Dikatakan skema pensiunan PNS yang diberlakukan dengan penghitungan skema dana pensiun dari hasil iuran PNS sebesar 4,75% dari gaji yang dihimpun PT Taspen, ditambah dengan dana dari kas keuangan negara.

Hal yang sama juga terjadi pada pensiunan TNI-Polri yang menggunakan skema serupa yang pengelolaannya diambil PT ASABRI.

"ASN-TNI-Polri memang mengumpulkan dana pensiun di Taspen dan di ASABRI. Namun untuk pensiunnya mereka enggak pernah membayarkan, tetapi yang membayarkan APBN," kata Sri Mulyani.
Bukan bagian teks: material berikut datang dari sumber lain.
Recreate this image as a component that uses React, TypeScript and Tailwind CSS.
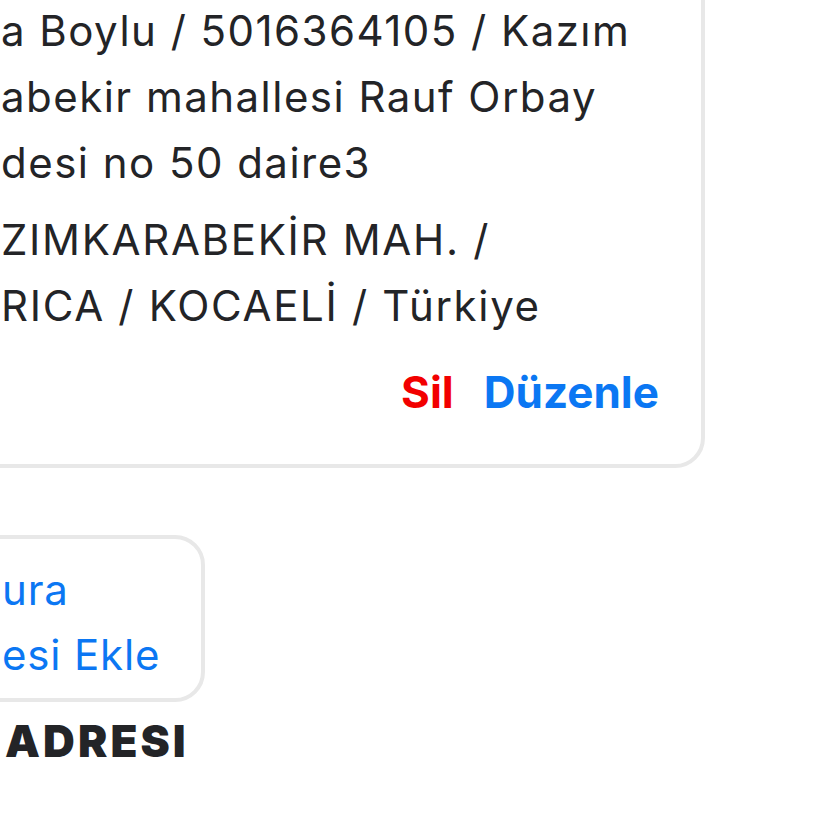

Untuk itu, Sri Mulyani, apabila situasi ini terus berlanjut, maka akan menimbulkan risiko jangka panjang. Penyebabnya, dana pensiun akan dibayarkan secara terus menerus bahkan hingga seseorang yang pensiunan PNS meninggal dunia.

"Hal ini memang akan menimbulkan suatu risiko dalam jangka panjang. Apalagi nanti kalau kita lihat jumlah pensiunan yang akan sangat meningkat," jelasnya.

Kekhawatiran Menteri Keuangan ini sangat beralasan, bila mengutip laporan Badan Kepegawaian Negara (BKN).

Pasalnya, dana pensiun dibangun secara tidak rasional di mana pemerintah sebagai pemberi kerja tidak memberikan dana pensiun kepada PNS sebagai pekerja.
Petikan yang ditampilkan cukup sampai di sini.